THE TASK. Return each line of the listing below, unchanged, and omit the images.
----
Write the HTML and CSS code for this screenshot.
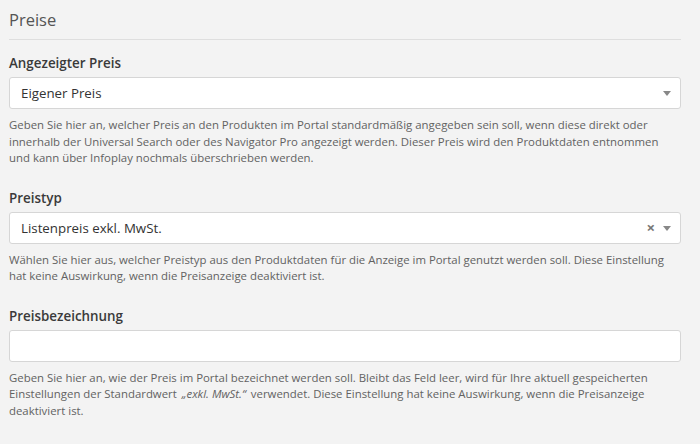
FILE: index.html
```html
<!DOCTYPE html>
<html lang="de">
<head>
<meta charset="utf-8">
<link rel="stylesheet" href="styles.css">
</head>
<body>
<div class="panel">
  <h2 class="title">Preise</h2>
  <div class="field">
    <label class="label">Angezeigter Preis</label>
    <div class="select">
      <span class="value">Eigener Preis</span>
      <span class="arrow"></span>
    </div>
    <p class="help">Geben Sie hier an, welcher Preis an den Produkten im Portal standardmäßig angegeben sein soll, wenn diese direkt oder innerhalb der Universal Search oder des Navigator Pro angezeigt werden. Dieser Preis wird den Produktdaten entnommen und kann über Infoplay nochmals überschrieben werden.</p>
  </div>
  <div class="field">
    <label class="label">Preistyp</label>
    <div class="select">
      <span class="value">Listenpreis exkl. MwSt.</span>
      <span class="clear">×</span>
      <span class="arrow"></span>
    </div>
    <p class="help">Wählen Sie hier aus, welcher Preistyp aus den Produktdaten für die Anzeige im Portal genutzt werden soll. Diese Einstellung hat keine Auswirkung, wenn die Preisanzeige deaktiviert ist.</p>
  </div>
  <div class="field">
    <label class="label">Preisbezeichnung</label>
    <div class="input"></div>
    <p class="help">Geben Sie hier an, wie der Preis im Portal bezeichnet werden soll. Bleibt das Feld leer, wird für Ihre aktuell gespeicherten Einstellungen der Standardwert <em>„exkl. MwSt.“</em> verwendet. Diese Einstellung hat keine Auswirkung, wenn die Preisanzeige deaktiviert ist.</p>
  </div>
</div>
</body>
</html>
```
FILE: styles.css
```css
html, body {
  margin: 0;
  padding: 0;
  background: #f3f3f3;
}
body {
  font-family: "Open Sans", "Liberation Sans", sans-serif;
  color: #555;
}
.panel {
  padding: 0 19px 0 9px;
}
.title {
  margin: 0;
  padding-top: 8px;
  font-size: 16.5px;
  font-weight: 400;
  line-height: 23px;
  color: #555;
  padding-bottom: 8px;
  border-bottom: 1px solid #dedede;
}
.field {
  margin-top: 14px;
}
.field + .field {
  margin-top: 22px;
}
.label {
  display: block;
  font-size: 13.4px;
  font-weight: 600;
  line-height: 18px;
  color: #3a3a3a;
  margin-bottom: 5px;
}
.select, .input {
  box-sizing: border-box;
  height: 32px;
  background: #fff;
  border: 1px solid #d6d6d6;
  border-radius: 3px;
  display: flex;
  align-items: center;
  padding: 0 9px 0 11px;
}
.value {
  flex: 1;
  font-size: 13.3px;
  color: #333;
}
.arrow {
  width: 0;
  height: 0;
  border-left: 4px solid transparent;
  border-right: 4px solid transparent;
  border-top: 5px solid #888;
  margin-top: 1px;
}
.clear {
  font-size: 15px;
  font-weight: 700;
  color: #777;
  margin-right: 8px;
  line-height: 1;
}
.help {
  margin: 8px 0 0;
  font-size: 11.4px;
  line-height: 16.5px;
  color: #626262;
}
.help em {
  font-style: italic;
  margin: 0 2px;
}
```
----
SOLUTION.
Write the HTML and CSS code for this screenshot.
FILE: index.html
```html
<!DOCTYPE html>
<html lang="de">
<head>
<meta charset="utf-8">
<link rel="stylesheet" href="styles.css">
</head>
<body>
<div class="panel">
  <h2 class="title">Preise</h2>
  <div class="field">
    <label class="label">Angezeigter Preis</label>
    <div class="select">
      <span class="value">Eigener Preis</span>
      <span class="arrow"></span>
    </div>
    <p class="help">Geben Sie hier an, welcher Preis an den Produkten im Portal standardmäßig angegeben sein soll, wenn diese direkt oder innerhalb der Universal Search oder des Navigator Pro angezeigt werden. Dieser Preis wird den Produktdaten entnommen und kann über Infoplay nochmals überschrieben werden.</p>
  </div>
  <div class="field">
    <label class="label">Preistyp</label>
    <div class="select">
      <span class="value">Listenpreis exkl. MwSt.</span>
      <span class="clear">×</span>
      <span class="arrow"></span>
    </div>
    <p class="help">Wählen Sie hier aus, welcher Preistyp aus den Produktdaten für die Anzeige im Portal genutzt werden soll. Diese Einstellung hat keine Auswirkung, wenn die Preisanzeige deaktiviert ist.</p>
  </div>
  <div class="field">
    <label class="label">Preisbezeichnung</label>
    <div class="input"></div>
    <p class="help">Geben Sie hier an, wie der Preis im Portal bezeichnet werden soll. Bleibt das Feld leer, wird für Ihre aktuell gespeicherten Einstellungen der Standardwert <em>„exkl. MwSt.“</em> verwendet. Diese Einstellung hat keine Auswirkung, wenn die Preisanzeige deaktiviert ist.</p>
  </div>
</div>
</body>
</html>
```
FILE: styles.css
```css
html, body {
  margin: 0;
  padding: 0;
  background: #f3f3f3;
}
body {
  font-family: "Open Sans", "Liberation Sans", sans-serif;
  color: #555;
}
.panel {
  padding: 0 19px 0 9px;
}
.title {
  margin: 0;
  padding-top: 8px;
  font-size: 16.5px;
  font-weight: 400;
  line-height: 23px;
  color: #555;
  padding-bottom: 8px;
  border-bottom: 1px solid #dedede;
}
.field {
  margin-top: 14px;
}
.field + .field {
  margin-top: 22px;
}
.label {
  display: block;
  font-size: 13.4px;
  font-weight: 600;
  line-height: 18px;
  color: #3a3a3a;
  margin-bottom: 5px;
}
.select, .input {
  box-sizing: border-box;
  height: 32px;
  background: #fff;
  border: 1px solid #d6d6d6;
  border-radius: 3px;
  display: flex;
  align-items: center;
  padding: 0 9px 0 11px;
}
.value {
  flex: 1;
  font-size: 13.3px;
  color: #333;
}
.arrow {
  width: 0;
  height: 0;
  border-left: 4px solid transparent;
  border-right: 4px solid transparent;
  border-top: 5px solid #888;
  margin-top: 1px;
}
.clear {
  font-size: 15px;
  font-weight: 700;
  color: #777;
  margin-right: 8px;
  line-height: 1;
}
.help {
  margin: 8px 0 0;
  font-size: 11.4px;
  line-height: 16.5px;
  color: #626262;
}
.help em {
  font-style: italic;
  margin: 0 2px;
}
```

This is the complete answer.